Stores, Web and Beyond: Serving Multi-channel Customers With Meaningful User Experiences
Wednesay, August 15, 3:00-3:45 PM
by Kathleen Hoski
Customers increasingly use retailers' websites as one data point in a larger ecosystem of "information influencers." Exploratory research to optimize a website's role as part of this process must increasingly seek to understand needs and behaviors beyond the desktop experience.
In this presentation, Kathleen Hoski from Best Buy and Paris Patton from Sachs Insights explore the ways in which leading consumer electronics retailer Best Buy evolved its user experience research methodologies from observations of single site visits to longitudinal ethnography in order to understand the "intensely multi-channel" experience of researching and purchasing consumer electronics products. The presentation also includes compelling video examples of real-world web utilization and shopping behaviors, taken from across methodologies, including: ethnographic interviews, website design and optimization focus groups, store shop-alongs, as well as video and written journaling.
In this session, you will:
- Discover the benefits of studying multi-channel behavior to optimize the web experience.
- Obtain a methodological overview of highly web-oriented ethnographic interviews, focus groups, store shop-alongs, as well as video and written journaling.
About Kathleen Hoski
Kathleen leads usability research at BestBuy.com, where she has helped evolve research methodologies from traditional usability to longitudinal ethnography in order to meaningfully address the question, "How do consumers research and shop in a multi-channel environment?" She believes the insights from this type of research suggest a significant shift in how we think about the design of e-commerce sites.
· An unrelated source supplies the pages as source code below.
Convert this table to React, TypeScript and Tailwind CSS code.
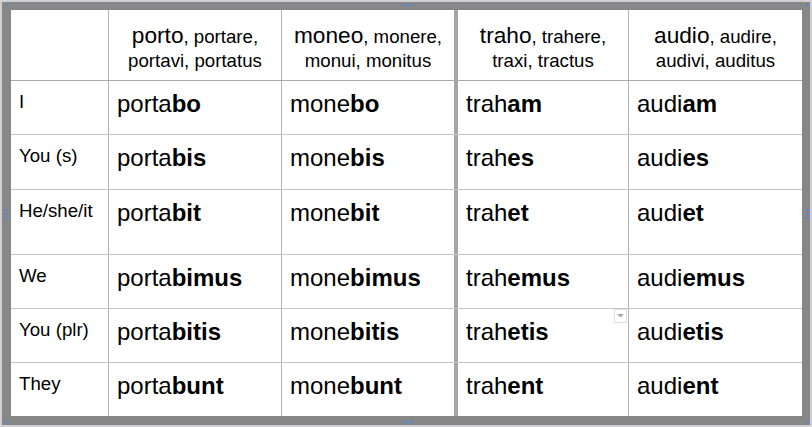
import React from "react";

const rows: { label: string; h: string; endings: [string, string, string, string] }[] = [
  { label: "I", h: "h-[54px]", endings: ["bo", "bo", "am", "am"] },
  { label: "You (s)", h: "h-[55px]", endings: ["bis", "bis", "es", "es"] },
  { label: "He/she/it", h: "h-[65px]", endings: ["bit", "bit", "et", "et"] },
  { label: "We", h: "h-[54px]", endings: ["bimus", "bimus", "emus", "emus"] },
  { label: "You (plr)", h: "h-[54px]", endings: ["bitis", "bitis", "etis", "etis"] },
  { label: "They", h: "h-[54px]", endings: ["bunt", "bunt", "ent", "ent"] },
];

const stems = ["porta", "mone", "trah", "audi"];

const headers: [string, string, string][] = [
  ["porto", ", portare,", "portavi, portatus"],
  ["moneo", ", monere,", "monui, monitus"],
  ["traho", ", trahere,", "traxi, tractus"],
  ["audio", ", audire,", "audivi, auditus"],
];

const colCls = [
  "w-[173px] border-l border-[#b3b3b3]",
  "w-[173px] border-l border-[#b3b3b3]",
  "w-[174px] border-l-4 border-[#a6a6a6]",
  "w-[174px] border-l border-[#b3b3b3]",
];

function Dot() {
  return <div className="w-[2px] h-[2px] bg-[#4a86e8]" />;
}

function Triple({ vertical }: { vertical?: boolean }) {
  return (
    <div className={"flex gap-[2px] " + (vertical ? "flex-col" : "flex-row")}>
      <Dot />
      <Dot />
      <Dot />
    </div>
  );
}

export default function App() {
  return (
    <div
      className="relative w-[812px] h-[427px] border-2 border-[#d0d0d4] bg-[#878787] pt-[8px] pl-[9px] pr-[8px] pb-[9px] text-black"
      style={{ fontFamily: '"Liberation Sans", Arial, sans-serif' }}
    >
      <div className="flex flex-col w-[791px] h-[406px] bg-white">
        {/* header */}
        <div className="flex h-[70px]">
          <div className="w-[97px]" />
          {headers.map((h, i) => (
            <div
              key={i}
              className={colCls[i] + " pt-[13px] text-center text-[18.67px] leading-[24px]"}
            >
              <span className="text-[22.67px]">{h[0]}</span>
              {h[1]}
              <br />
              {h[2]}
            </div>
          ))}
        </div>
        {rows.map((r, ri) => (
          <div
            key={ri}
            className={
              "flex border-t " +
              (ri === 0 ? "border-[#a9a9a9] " : "border-[#c4c4c4] ") +
              r.h
            }
          >
            <div className="w-[97px] pl-2 pt-[10px] text-[18.67px] leading-[21px]">{r.label}</div>
            {stems.map((s, ci) => (
              <div
                key={ci}
                className={colCls[ci] + " relative pl-2 pt-[9px] text-[24px] leading-[28px]"}
              >
                {s}
                <span className="font-bold">{r.endings[ci]}</span>
                {ri === 4 && ci === 2 && (
                  <div className="absolute right-[1px] top-0 w-[13px] h-[14px] border border-[#dedede] bg-white flex items-center justify-center">
                    <svg width="7" height="4" viewBox="0 0 7 4">
                      <path d="M0 0 L7 0 L3.5 3.5 Z" fill="#a8a8a8" />
                    </svg>
                  </div>
                )}
              </div>
            ))}
          </div>
        ))}
      </div>

      {/* selection handles overlay */}
      <div className="absolute inset-0 pointer-events-none flex flex-col justify-between pl-[3px] pr-[2px] pt-[2px] pb-[2px]">
        <div className="flex justify-between items-start">
          <Dot />
          <Triple />
          <Dot />
        </div>
        <div className="flex justify-between items-center">
          <Triple vertical />
          <Triple vertical />
        </div>
        <div className="flex justify-between items-end">
          <Dot />
          <Triple />
          <Dot />
        </div>
      </div>
    </div>
  );
}
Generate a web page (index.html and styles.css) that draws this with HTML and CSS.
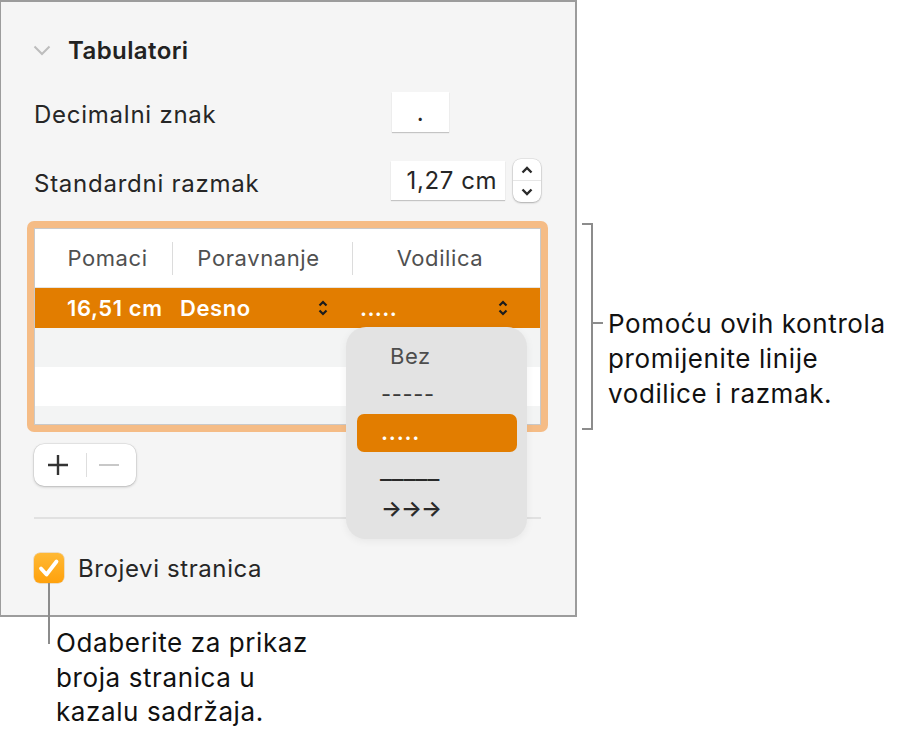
FILE: index.html
```html
<!DOCTYPE html>
<html lang="hr">
<head>
    <meta charset="UTF-8">
    <meta name="viewport" content="width=device-width, initial-scale=1.0">
    <title>Tabulatori</title>
    <link rel="stylesheet" href="styles.css">
</head>
<body>
    <div class="figure">
        <div class="top">
            <section class="panel">
                <div class="section-head">
                    <svg class="chevron" viewBox="0 0 18 11"><path d="M1.5 1.5l7.5 7.5 7.5-7.5"/></svg>
                    <h2>Tabulatori</h2>
                </div>

                <div class="field-row decimal">
                    <span class="label">Decimalni znak</span>
                    <div class="textbox small">.</div>
                </div>

                <div class="field-row spacing">
                    <span class="label">Standardni razmak</span>
                    <div class="textbox wide">1,27 cm</div>
                    <div class="stepper">
                        <span class="step"><svg viewBox="0 0 12 8"><path d="M1.5 6.5l4.5-4.5 4.5 4.5"/></svg></span>
                        <span class="step"><svg viewBox="0 0 12 8"><path d="M1.5 1.5l4.5 4.5 4.5-4.5"/></svg></span>
                    </div>
                </div>

                <div class="tabs-wrap">
                    <div class="tabs">
                        <div class="tabs-head">
                            <span class="head-cell">Pomaci</span>
                            <span class="head-cell">Poravnanje</span>
                            <span class="head-cell">Vodilica</span>
                        </div>
                        <div class="tabs-row selected">
                            <span class="cell pos">16,51 cm</span>
                            <span class="cell pick align">Desno
                                <svg class="updown" viewBox="0 0 10 16"><path d="M1.5 5.5l3.5-3.5 3.5 3.5M1.5 10.5l3.5 3.5 3.5-3.5"/></svg>
                            </span>
                            <span class="cell pick leader-cell">.....
                                <svg class="updown" viewBox="0 0 10 16"><path d="M1.5 5.5l3.5-3.5 3.5 3.5M1.5 10.5l3.5 3.5 3.5-3.5"/></svg>
                            </span>
                        </div>
                        <div class="tabs-row alt"></div>
                        <div class="tabs-row"></div>
                        <div class="tabs-row alt last"></div>
                    </div>

                    <ul class="menu">
                        <li class="none">Bez</li>
                        <li>-----</li>
                        <li class="active">.....</li>
                        <li class="line">_____</li>
                        <li class="arrows">→→→</li>
                    </ul>
                </div>

                <div class="add-remove">
                    <span class="btn">
                        <svg viewBox="0 0 22 22"><path d="M11 1v20M1 11h20"/></svg>
                    </span>
                    <span class="btn-sep"></span>
                    <span class="btn off">
                        <svg viewBox="0 0 22 22"><path d="M1 11h20"/></svg>
                    </span>
                </div>

                <div class="divider"></div>

                <div class="check-row">
                    <span class="checkbox">
                        <svg viewBox="0 0 30 30"><path d="M7 15.5l5.5 6 10-13"/></svg>
                    </span>
                    <span>Brojevi stranica</span>
                </div>
            </section>

            <div class="callout-right">
                <div class="bracket"></div>
                <p>Pomoću ovih kontrola<br>promijenite linije<br>vodilice i razmak.</p>
            </div>
        </div>

        <div class="callout-bottom">
            <p>Odaberite za prikaz<br>broja stranica u<br>kazalu sadržaja.</p>
        </div>
    </div>
</body>
</html>
```

FILE: styles.css
```css
* {
    box-sizing: border-box;
}

body {
    margin: 0;
    background: #fff;
    font-family: "Inter", "Liberation Sans", sans-serif;
    font-size: 24px;
    letter-spacing: 0.6px;
    color: #262626;
}

.figure {
    width: 902px;
    height: 737px;
}

.top {
    display: flex;
    align-items: flex-start;
}

/* inspector panel */
.panel {
    flex: none;
    width: 577px;
    height: 617px;
    background: #f5f5f5;
    border: 2px solid #9c9c9c;
    border-left-width: 1px;
    padding: 0 34px 0 33px;
    display: flex;
    flex-direction: column;
}

.section-head {
    display: flex;
    align-items: center;
    height: 40px;
    margin-top: 28px;
}

.chevron {
    width: 18px;
    height: 11px;
    margin: 0 17px 0 -1px;
    fill: none;
    stroke: #bdbdbd;
    stroke-width: 2;
}

.section-head h2 {
    margin: 0;
    font-size: 24px;
    font-weight: 600;
    letter-spacing: 0.4px;
    color: #222;
}

.field-row {
    display: flex;
    align-items: center;
}

.field-row .label {
    width: 358px;
    padding-top: 5px;
    letter-spacing: 0.75px;
}

.decimal {
    margin-top: 22px;
    height: 40px;
}

.spacing {
    margin-top: 27px;
    height: 43px;
}

.textbox {
    display: flex;
    align-items: center;
    background: #fff;
    box-shadow: 0 1px 1px rgba(0, 0, 0, 0.2);
}

.textbox.small {
    width: 57px;
    height: 40px;
    justify-content: center;
}

.textbox.wide {
    width: 115px;
    height: 39px;
    justify-content: flex-end;
    padding-right: 8px;
}

.stepper {
    width: 28px;
    height: 43px;
    margin-left: 8px;
    background: #fff;
    border-radius: 8px;
    box-shadow: 0 0 0 0.5px rgba(0, 0, 0, 0.12), 0 1px 2px rgba(0, 0, 0, 0.25);
    display: flex;
    flex-direction: column;
}

.step {
    flex: 1;
    display: flex;
    align-items: center;
    justify-content: center;
}

.step:first-child {
    border-bottom: 1px solid #e6e6e6;
}

.step svg {
    width: 12px;
    height: 8px;
    fill: none;
    stroke: #2a2a2a;
    stroke-width: 2.4;
}

/* tab stops table */
.tabs-wrap {
    position: relative;
    width: 521px;
    margin: 19px 0 0 -7px;
    padding: 7px;
    background: #f5bc86;
    border-radius: 7px;
    font-size: 22px;
}

.tabs {
    height: 197px;
    background: #fff;
    border: 1px solid #c9c9c9;
    overflow: hidden;
}

.tabs-head,
.tabs-row {
    display: grid;
    grid-template-columns: 137px 180px 175px;
}

.tabs-head {
    height: 59px;
    align-items: center;
    border-bottom: 1px solid #e4e4e4;
}

.head-cell {
    height: 33px;
    display: flex;
    align-items: center;
    justify-content: center;
    color: #505050;
}

.head-cell:first-child {
    padding-left: 8px;
}

.head-cell:nth-child(2) {
    padding-right: 8px;
}

.head-cell + .head-cell {
    border-left: 1px solid #dcdcdc;
}

.tabs-row {
    height: 39px;
}

.tabs-row.selected {
    height: 40px;
    background: #e27d00;
    color: #fff;
    font-weight: 600;
    align-items: center;
}

.tabs-row.alt {
    background: #f3f4f4;
}

.tabs-row.last {
    height: 20px;
}

.cell {
    display: flex;
    align-items: center;
}

.cell.pos {
    padding-left: 32px;
}

.cell.pick {
    justify-content: space-between;
    padding-left: 8px;
}

.cell.align {
    padding-right: 24px;
}

.cell.leader-cell {
    padding-right: 19px;
    letter-spacing: 0.4px;
}

.updown {
    width: 10px;
    height: 16px;
    fill: none;
    stroke: #1c1c1c;
    stroke-width: 2.2;
}

/* leader popup */
.menu {
    position: absolute;
    left: 319px;
    top: 106px;
    width: 181px;
    height: 212px;
    margin: 0;
    padding: 11px 10px 0 11px;
    list-style: none;
    background: #e3e3e3;
    border-radius: 20px;
    box-shadow: 0 2px 8px rgba(0, 0, 0, 0.06);
    color: #3a3a3a;
}

.menu li {
    height: 38px;
    display: flex;
    align-items: center;
    padding: 0 0 3px 24px;
    border-radius: 7px;
}

.menu li.none {
    padding-left: 33px;
    color: #4d4d4d;
}

.menu li.active {
    background: #e27d00;
    color: #fff;
    font-weight: 600;
    letter-spacing: 0.8px;
}

.menu li.line {
    letter-spacing: 0;
    font-size: 26px;
    padding-left: 23px;
    color: #2a2a2a;
}

.menu li.arrows {
    letter-spacing: -1px;
    color: #2a2a2a;
    font-weight: 600;
}

/* add / remove */
.add-remove {
    display: flex;
    align-items: center;
    width: 102px;
    height: 42px;
    margin-top: 12px;
    padding-left: 13px;
    background: #fff;
    border-radius: 10px;
    box-shadow: 0 0 0 0.5px rgba(0, 0, 0, 0.1), 0 1px 3px rgba(0, 0, 0, 0.22);
}

.btn svg {
    display: block;
    width: 22px;
    height: 22px;
    fill: none;
    stroke: #333;
    stroke-width: 2.4;
}

.btn.off svg {
    stroke: #c8c8c8;
    stroke-width: 2;
}

.btn-sep {
    width: 1px;
    height: 24px;
    margin: 0 11px 0 17px;
    background: #dedede;
}

.divider {
    height: 2px;
    margin-top: 31px;
    background: #e1e1e1;
}

.check-row {
    display: flex;
    align-items: center;
    gap: 14px;
    height: 30px;
    margin-top: 34px;
}

.checkbox {
    position: relative;
    width: 30px;
    height: 30px;
    border-radius: 6px;
    background: linear-gradient(#ffb935, #ffa10c);
    box-shadow: 0 0 0 0.5px rgba(200, 120, 0, 0.4);
}

.checkbox svg {
    display: block;
    width: 30px;
    height: 30px;
    fill: none;
    stroke: #fff;
    stroke-width: 3.8;
    stroke-linecap: round;
    stroke-linejoin: round;
}

/* leader line down to the note */
.checkbox::after {
    content: "";
    position: absolute;
    top: 100%;
    left: 14px;
    width: 2px;
    height: 61px;
    background: #8c8c8c;
}

/* callouts */
.callout-right {
    display: flex;
    align-items: flex-start;
    margin: 223px 0 0 5px;
}

.bracket {
    position: relative;
    flex: none;
    width: 11px;
    height: 207px;
    border: 2px solid #8c8c8c;
    border-left: 0;
}

.bracket::after {
    content: "";
    position: absolute;
    left: 100%;
    top: 97px;
    width: 12px;
    height: 2px;
    background: #8c8c8c;
}

.callout-right p,
.callout-bottom p {
    margin: 0;
    font-size: 26px;
    line-height: 35px;
    color: #111;
}

.callout-right p {
    margin: 83px 0 0 15px;
}

.callout-bottom p {
    margin: 9px 0 0 56px;
    line-height: 34.5px;
}
```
Prior to joining Best Buy, Kathleen worked as a user experience consultant for Hewlett-Packard and Sachs Insights. She has studied everyone from teleworkers at a large, Canadian telecommunications firm (as part of her work on a research team at the University of Toronto) to North American consumers who decorate the interiors of their homes in "ethnic" themes (as part of her work as a graduate student). She currently resides in Minnesota, where she enjoys gardening in the region's much-too-short summers.